THE TASK — For each line below that includes the word "component", make a copy.

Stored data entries
+---+

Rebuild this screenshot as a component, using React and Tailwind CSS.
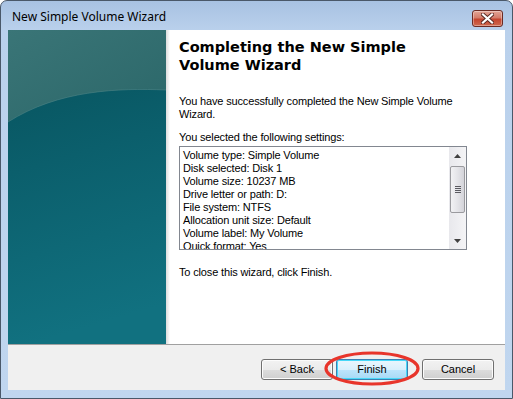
import React from 'react';

const settings = [
    'Volume type: Simple Volume',
    'Disk selected: Disk 1',
    'Volume size: 10237 MB',
    'Drive letter or path: D:',
    'File system: NTFS',
    'Allocation unit size: Default',
    'Volume label: My Volume',
    'Quick format: Yes',
];

function SidePanel() {
    return (
        <div className="w-[158px] h-full shrink-0 relative">
            <svg width="158" height="314" viewBox="0 0 158 314" className="block">
                <defs>
                    <linearGradient id="base" x1="0" y1="0" x2="0.15" y2="1">
                        <stop offset="0" stopColor="#06505a" />
                        <stop offset="0.45" stopColor="#0b5f6c" />
                        <stop offset="1" stopColor="#117180" />
                    </linearGradient>
                    <linearGradient id="cap" x1="0" y1="0" x2="1" y2="1">
                        <stop offset="0" stopColor="#3a7577" />
                        <stop offset="1" stopColor="#2b6769" />
                    </linearGradient>
                </defs>
                <rect width="158" height="314" fill="url(#base)" />
                <path d="M0 0 H158 V60 C110 58 50 60 0 92 Z" fill="url(#cap)" />
                <path d="M0 92 C50 60 110 58 158 60" fill="none" stroke="#4d8485" strokeWidth="1" opacity="0.6" />
            </svg>
        </div>
    );
}

function Scrollbar() {
    return (
        <div className="w-[17px] h-full shrink-0 bg-gradient-to-r from-[#e8e8ec] to-[#f4f4f6] flex flex-col items-center">
            <div className="h-[17px] w-full flex items-center justify-center">
                <svg width="7" height="4" viewBox="0 0 7 4"><path d="M0 4 L3.5 0 L7 4 Z" fill="#404040" /></svg>
            </div>
            <div className="mt-[2px] w-[15px] h-[47px] rounded-[2px] border border-[#9a9a9e] bg-gradient-to-r from-[#f2f2f4] via-[#e4e4e8] to-[#d4d4da] flex flex-col items-center justify-center gap-[1px]">
                <div className="w-[6px] h-[1px] bg-[#5a5a60]" />
                <div className="w-[6px] h-[1px] bg-[#5a5a60]" />
                <div className="w-[6px] h-[1px] bg-[#5a5a60]" />
                <div className="w-[6px] h-[1px] bg-[#5a5a60]" />
            </div>
            <div className="flex-1" />
            <div className="h-[17px] w-full flex items-center justify-center">
                <svg width="7" height="4" viewBox="0 0 7 4"><path d="M0 0 L3.5 4 L7 0 Z" fill="#404040" /></svg>
            </div>
        </div>
    );
}

function Button({ children, focused }) {
    return (
        <div
            className={
                focused
                    ? 'w-[72px] h-[21px] rounded-[3px] border border-[#3c7fb1] shadow-[inset_0_0_0_1px_#48d8f8] bg-[linear-gradient(#eaf6fd_0%,#d9f0fc_50%,#bee6fd_50%,#a7d9f5_100%)] flex items-center justify-center text-[11px] text-black'
                    : 'w-[72px] h-[21px] rounded-[3px] border border-[#707070] bg-[linear-gradient(#f2f2f2_0%,#ebebeb_50%,#dddddd_50%,#cfcfcf_100%)] shadow-[inset_0_0_0_1px_#fcfcfc] flex items-center justify-center text-[11px] text-black'
            }
        >
            {children}
        </div>
    );
}

export default function App() {
    return (
        <div
            className="w-[513px] h-[399px] flex flex-col border border-[#4a5869] rounded-t-[7px] overflow-hidden bg-[linear-gradient(#a8c2e2_0px,#bad1ec_30px,#c0d6ef_100%)]"
            style={{ fontFamily: '"Liberation Sans", Arial, sans-serif' }}
        >
            {/* Title bar */}
            <div className="h-[29px] shrink-0 flex items-center justify-between pl-[11px] pr-[9px]">
                <span className="text-[12px] text-black pt-[2px]" style={{ fontFamily: '"Noto Sans", "Open Sans", sans-serif' }}>
                    New Simple Volume Wizard
                </span>
                <div className="w-[31px] h-[17px] mt-[5px] rounded-[3px] border border-[#6b2b24] bg-[linear-gradient(#e3a596_0%,#d47c6a_45%,#c4452f_55%,#cf6a4f_100%)] shadow-[inset_0_0_0_1px_rgba(255,255,255,0.35)] flex items-center justify-center">
                    <svg width="13" height="11" viewBox="0 0 13 11">
                        <path d="M2 1.5 L11 9.5 M11 1.5 L2 9.5" stroke="#5a2a24" strokeWidth="4" strokeLinecap="square" />
                        <path d="M2 1.5 L11 9.5 M11 1.5 L2 9.5" stroke="#ffffff" strokeWidth="2.2" strokeLinecap="square" />
                    </svg>
                </div>
            </div>

            {/* Client area */}
            <div className="flex-1 px-[7px] pb-[8px]">
                <div className="h-[360px] flex flex-col bg-white">
                    <div className="h-[314px] flex shrink-0">
                        <SidePanel />
                        <div className="flex-1 relative bg-white pl-[13px] pt-[8px]">
                            <div className="absolute left-0 top-0 bottom-0 w-[4px] bg-gradient-to-r from-[#dcdcdc] to-white" />
                            <h1
                                className="relative w-[260px] text-[14.5px] font-bold leading-[18px] text-black"
                                style={{ fontFamily: '"DejaVu Sans", Verdana, sans-serif' }}
                            >
                                Completing the New Simple Volume Wizard
                            </h1>
                            <div className="w-[288px] text-[11px] leading-[13px] tracking-[-0.15px] text-black">
                                <p className="mt-[21px]">You have successfully completed the New Simple Volume Wizard.</p>
                                <p className="mt-[10px]">You selected the following settings:</p>
                                <div className="mt-[2px] h-[104px] border border-[#828790] flex overflow-hidden">
                                    <div className="flex-1 pl-[3px] pt-[2px] overflow-hidden">
                                        {settings.map((s) => (
                                            <div key={s} className="whitespace-nowrap">{s}</div>
                                        ))}
                                    </div>
                                    <Scrollbar />
                                </div>
                                <p className="mt-[16px]">To close this wizard, click Finish.</p>
                            </div>
                        </div>
                    </div>
                    <div className="h-[1px] bg-[#a0a0a0]" />
                    <div className="flex-1 bg-[#f0f0f0] flex justify-end items-start pt-[14px] pr-[11px]">
                        <Button>&lt; Back</Button>
                        <div className="relative ml-[3px]">
                            <Button focused>Finish</Button>
                            <svg width="96" height="35" viewBox="0 0 96 35" className="absolute left-[-12px] top-[-8px] pointer-events-none">
                                <ellipse cx="48" cy="17.5" rx="46" ry="15.5" fill="none" stroke="#e8352b" strokeWidth="3.2" />
                            </svg>
                        </div>
                        <div className="ml-[14px]">
                            <Button>Cancel</Button>
                        </div>
                    </div>
                </div>
            </div>
        </div>
    );
}
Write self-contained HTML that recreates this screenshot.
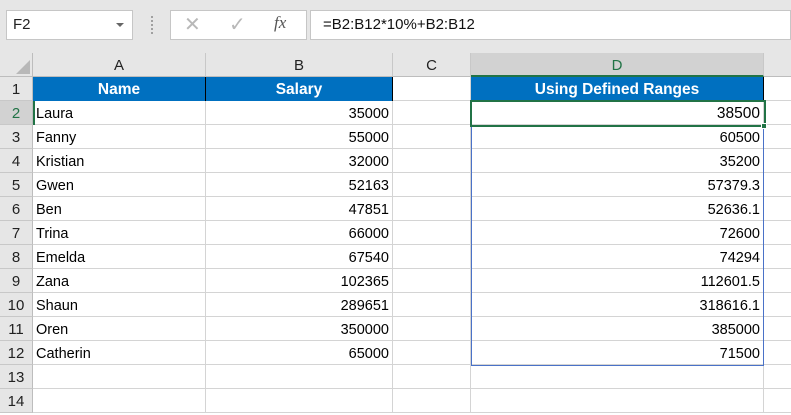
<!DOCTYPE html>
<html><head><style>
*{margin:0;padding:0;box-sizing:border-box}
body{width:791px;height:405px;overflow:hidden;background:#fff;font-family:"Liberation Sans",Arial,sans-serif;position:relative}
.a{position:absolute}
.tb{left:0;top:0;width:791px;height:53px;background:#e6e6e6}
.box{background:#fff;border:1px solid #c6c6c6}
.ch{top:53px;height:24px;background:#e6e6e6;border-right:1px solid #c8c8c8;border-bottom:1px solid #bdbdbd;text-align:center;font-size:15px;line-height:26px;color:#222}
.rh{left:0;width:33px;height:24px;background:#e6e6e6;border-bottom:1px solid #c8c8c8;border-right:1px solid #bdbdbd;text-align:center;font-size:15px;line-height:26px;color:#222}
.c{height:24px;border-right:1px solid #d4d4d4;border-bottom:1px solid #d4d4d4;font-size:14.5px;line-height:26px;padding:0 3px;color:#000;white-space:nowrap}
.r{text-align:right}
.h{background:#0070c0;color:#fff;font-weight:bold;text-align:center;font-size:15.5px;border-right:1px solid #000;border-bottom:none}
</style></head><body>
<div class="a tb"></div>
<div class="a box" style="left:6px;top:10px;width:127px;height:30px;font-size:15px;line-height:28px;padding-left:6px;color:#222">F2</div>
<div class="a" style="left:116px;top:23px;width:0;height:0;border-left:4px solid transparent;border-right:4px solid transparent;border-top:4px solid #666"></div>
<div class="a" style="left:151px;top:16px;width:2px;height:18px;border-left:2px dotted #a0a0a0"></div>
<div class="a box" style="left:170px;top:10px;width:137px;height:30px"></div>
<div class="a" style="left:184px;top:12px;font-size:20px;color:#b8b8b8">✕</div>
<div class="a" style="left:229px;top:12px;font-size:20px;color:#b8b8b8">✓</div>
<div class="a" style="left:274px;top:13px;font-size:17px;font-style:italic;font-family:'Liberation Serif',serif;color:#555">fx</div>
<div class="a box" style="left:310px;top:10px;width:481px;height:30px;font-size:15px;line-height:28px;padding-left:12px;color:#111">=B2:B12*10%+B2:B12</div>

<div class="a" style="left:0;top:53px;width:33px;height:24px;background:#e6e6e6;border-right:1px solid #bdbdbd;border-bottom:1px solid #bdbdbd"></div>
<div class="a" style="left:16px;top:60px;width:0;height:0;border-left:14px solid transparent;border-bottom:14px solid #b8b8b8"></div>
<div class="a ch" style="left:33px;width:173px">A</div>
<div class="a ch" style="left:206px;width:187px">B</div>
<div class="a ch" style="left:393px;width:78px">C</div>
<div class="a ch" style="left:471px;width:293px;background:#d2d2d2;color:#217346;border-bottom:2px solid #217346">D</div>
<div class="a ch" style="left:764px;width:40px"></div>

<div id="g"></div>
<script>
var names=["Laura","Fanny","Kristian","Gwen","Ben","Trina","Emelda","Zana","Shaun","Oren","Catherin"];
var sal=[35000,55000,32000,52163,47851,66000,67540,102365,289651,350000,65000];
var d=["38500","60500","35200","57379.3","52636.1","72600","74294","112601.5","318616.1","385000","71500"];
var h="";
for(var i=1;i<=14;i++){
 var y=77+(i-1)*24;
 var st=i==2?"background:#d2d2d2;color:#217346;":"";
 h+='<div class="a rh" style="top:'+y+'px;'+st+'">'+i+'</div>';
 if(i==1){
  h+='<div class="a c h" style="left:33px;top:77px;width:173px">Name</div>';
  h+='<div class="a c h" style="left:206px;top:77px;width:187px">Salary</div>';
  h+='<div class="a c" style="left:393px;top:77px;width:78px"></div>';
  h+='<div class="a c h" style="left:471px;top:77px;width:293px">Using Defined Ranges</div>';
  h+='<div class="a c" style="left:764px;top:77px;width:40px"></div>';
 } else {
  var n=i<=12?names[i-2]:"",s=i<=12?sal[i-2]:"",v=i<=12?d[i-2]:"";
  h+='<div class="a c" style="left:33px;top:'+y+'px;width:173px">'+n+'</div>';
  h+='<div class="a c r" style="left:206px;top:'+y+'px;width:187px">'+s+'</div>';
  h+='<div class="a c" style="left:393px;top:'+y+'px;width:78px"></div>';
  h+='<div class="a c r" style="left:471px;top:'+y+'px;width:293px;'+(i==2?'font-size:15.5px;':'')+'">'+v+'</div>';
  h+='<div class="a c" style="left:764px;top:'+y+'px;width:40px"></div>';
 }
}
document.getElementById("g").innerHTML=h;
</script>
<div class="a" style="left:205px;top:77px;width:1px;height:24px;background:#000"></div>
<div class="a" style="left:471px;top:125px;width:293px;height:241px;border:1px solid #4a72c8;border-top:none"></div>
<div class="a" style="left:470px;top:100px;width:296px;height:27px;border:2px solid #217346"></div>
<div class="a" style="left:761px;top:123px;width:6px;height:6px;background:#217346;border:1px solid #fff"></div>
<div class="a" style="left:33px;top:101px;width:2px;height:24px;background:#217346"></div>
</body></html>
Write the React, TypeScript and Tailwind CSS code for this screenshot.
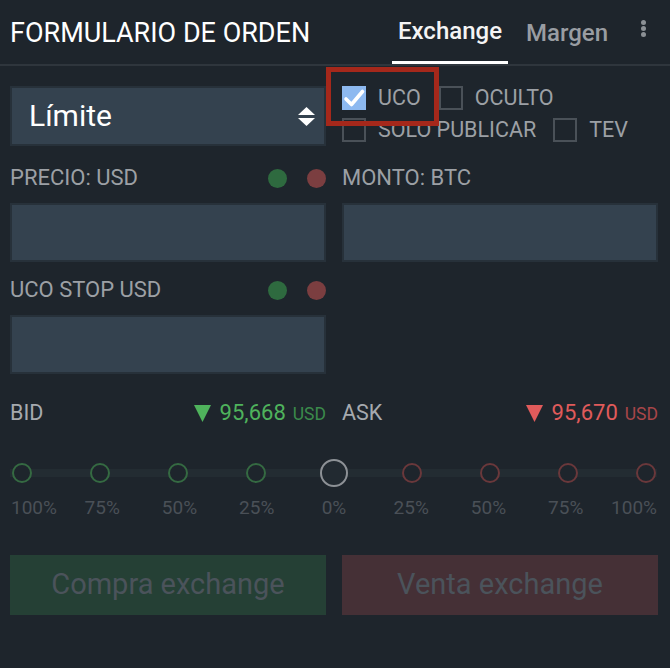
import React from "react"

const Check = ({ checked, label }: { checked?: boolean; label: string }) => {
    return (
        <div className="flex items-center">
            {checked ? (
                <div className="w-[24px] h-[24px] bg-[#8db9f0] flex items-center justify-center">
                    <svg width="24" height="24" viewBox="0 0 24 24">
                        <path d="M4 13 L9.5 18.5 L20.5 5.5" fill="none" stroke="#ffffff" strokeWidth="3.6" strokeLinecap="round" strokeLinejoin="round" />
                    </svg>
                </div>
            ) : (
                <div className="w-[24px] h-[24px] border-2 border-[#4a5158]"></div>
            )}
            <span className="ml-[12px] text-[21.5px] text-[#9ca0a5] leading-none">{label}</span>
        </div>
    )
}

const FieldLabel = ({ label, dots }: { label: string; dots?: boolean }) => {
    return (
        <div className="h-[24px] flex items-center justify-between">
            <span className="text-[22px] text-[#9ca0a5] leading-none">{label}</span>
            {dots && (
                <div className="flex items-center gap-[20px]">
                    <span className="w-[19px] h-[19px] rounded-full bg-[#2e6a3f]"></span>
                    <span className="w-[19px] h-[19px] rounded-full bg-[#7b3e40]"></span>
                </div>
            )}
        </div>
    )
}

const Input = () => {
    return <div className="mt-[13px] h-[59px] bg-[#34424f] border-2 border-[#27313a]"></div>
}

const Price = ({ value, up }: { value: string; up: boolean }) => {
    return (
        <div className="flex items-center">
            <svg width="17" height="17" viewBox="0 0 17 17">
                <polygon points="0,0 17,0 8.5,17" fill={up ? "#4fb35c" : "#e05b5b"} />
            </svg>
            <span className={"ml-[9px] text-[22px] leading-none " + (up ? "text-[#4fb35c]" : "text-[#e05b5b]")}>{value}</span>
            <span className={"ml-[7px] text-[17.5px] leading-none mt-[3px] " + (up ? "text-[#3b8a4b]" : "text-[#a84649]")}>USD</span>
        </div>
    )
}

const steps = [
    { label: "100%", kind: "g" },
    { label: "75%", kind: "g" },
    { label: "50%", kind: "g" },
    { label: "25%", kind: "g" },
    { label: "0%", kind: "c" },
    { label: "25%", kind: "r" },
    { label: "50%", kind: "r" },
    { label: "75%", kind: "r" },
    { label: "100%", kind: "r" },
]

export default function App() {
    return (
        <div className="w-[670px] h-[668px] bg-[#1e252c] font-['Roboto',sans-serif] overflow-hidden">
            {/* header */}
            <div className="h-[66px] flex items-stretch border-b-2 border-[#2f363d] pl-[10px]">
                <div className="flex items-center pt-[3px] text-[27px] text-white flex-1">FORMULARIO DE ORDEN</div>
                <div className="flex items-stretch">
                    <div className="px-[6px] flex items-center pt-[1px] text-[24px] font-medium text-[#f4f4f4] border-b-[3px] border-white">Exchange</div>
                    <div className="ml-[12px] px-[6px] flex items-center pt-[1px] text-[24px] font-medium text-[#999da2]">Margen</div>
                    <div className="ml-[27px] mr-[24px] flex flex-col items-center pt-[20px] gap-[1px]">
                        <span className="w-[5px] h-[5px] rounded-full bg-[#8b9095]"></span>
                        <span className="w-[5px] h-[5px] rounded-full bg-[#8b9095]"></span>
                        <span className="w-[5px] h-[5px] rounded-full bg-[#8b9095]"></span>
                    </div>
                </div>
            </div>

            <div className="pl-[10px] pr-[12px] pt-[20px]">
                <div className="grid grid-cols-[316px_316px] gap-x-[16px]">
                    <div className="h-[60px] bg-[#34424f] border-2 border-[#27313a] flex items-center justify-between pl-[17px] pr-[9px]">
                        <span className="text-[30px] text-white leading-none">Límite</span>
                        <svg width="17" height="19" viewBox="0 0 17 19">
                            <polygon points="0,8 8.5,0 17,8" fill="#ffffff" />
                            <polygon points="0,11 8.5,19 17,11" fill="#ffffff" />
                        </svg>
                    </div>
                    <div className="relative flex flex-col gap-[8px]">
                        <div className="flex items-center">
                            <Check checked label="UCO" />
                            <div className="ml-[18px]">
                                <Check label="OCULTO" />
                            </div>
                        </div>
                        <div className="flex items-center">
                            <Check label="SOLO PUBLICAR" />
                            <div className="ml-[17px]">
                                <Check label="TEV" />
                            </div>
                        </div>
                        <div className="absolute left-[-16px] top-[-19px] w-[113px] h-[59px] border-[5px] border-[#a5281b]"></div>
                    </div>

                    <div className="mt-[20px]">
                        <FieldLabel label="PRECIO: USD" dots />
                        <Input />
                    </div>
                    <div className="mt-[20px]">
                        <FieldLabel label="MONTO: BTC" />
                        <Input />
                    </div>

                    <div className="mt-[16px]">
                        <FieldLabel label="UCO STOP USD" dots />
                        <Input />
                    </div>
                    <div></div>

                    <div className="mt-[27px] h-[24px] flex items-center justify-between">
                        <span className="text-[21.5px] text-[#a6aaaf] leading-none">BID</span>
                        <Price value="95,668" up />
                    </div>
                    <div className="mt-[27px] h-[24px] flex items-center justify-between">
                        <span className="text-[21.5px] text-[#a6aaaf] leading-none">ASK</span>
                        <Price value="95,670" up={false} />
                    </div>
                </div>
            </div>

            {/* slider */}
            <div className="relative mt-[34px] pl-[8px] pr-[10px]">
                <div className="absolute left-[10px] right-[13px] top-[10px] h-[8px] bg-[#232c32]"></div>
                <div className="relative flex justify-between h-[28px]">
                    {steps.map((s, i) => (
                        <div key={i} className="w-[28px] flex items-center justify-center">
                            {s.kind === "c" ? (
                                <span className="w-[28px] h-[28px] rounded-full border-2 border-[#8d9196] bg-[#222a31]"></span>
                            ) : (
                                <span
                                    className={
                                        "w-[20px] h-[20px] rounded-full border-2 bg-[#1e252c] " +
                                        (s.kind === "g" ? "border-[#356a42]" : "border-[#6a383b]")
                                    }
                                ></span>
                            )}
                        </div>
                    ))}
                </div>
                <div className="flex justify-between mt-[10px] h-[22px]">
                    {steps.map((s, i) => (
                        <div
                            key={i}
                            className={
                                "w-[28px] flex items-center whitespace-nowrap text-[19px] text-[#4a5057] " +
                                (i === 0 ? "justify-start ml-[3px]" : i === 8 ? "justify-end mr-[3px]" : "justify-center")
                            }
                        >
                            {s.label}
                        </div>
                    ))}
                </div>
            </div>

            {/* buttons */}
            <div className="pl-[10px] pr-[12px] mt-[36px] grid grid-cols-[316px_316px] gap-x-[16px]">
                <button className="h-[60px] bg-[#254035] text-[29px] text-[#4b535b]">Compra exchange</button>
                <button className="h-[60px] bg-[#453036] text-[29px] text-[#4b535b]">Venta exchange</button>
            </div>
        </div>
    )
}
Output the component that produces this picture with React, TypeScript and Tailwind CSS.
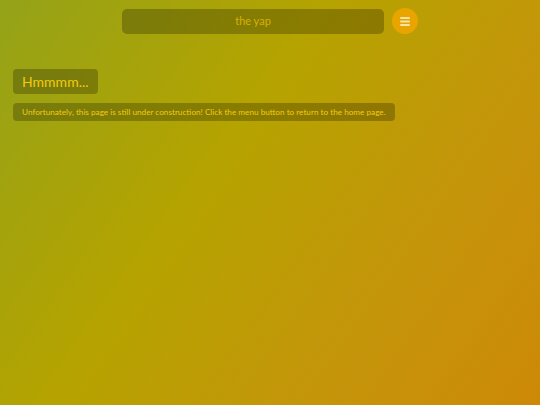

+---+

WRITTEN SOLUTION —
Rebuild this screenshot as a component, using React and Tailwind CSS.
Output the component that produces this picture with React, TypeScript and Tailwind CSS.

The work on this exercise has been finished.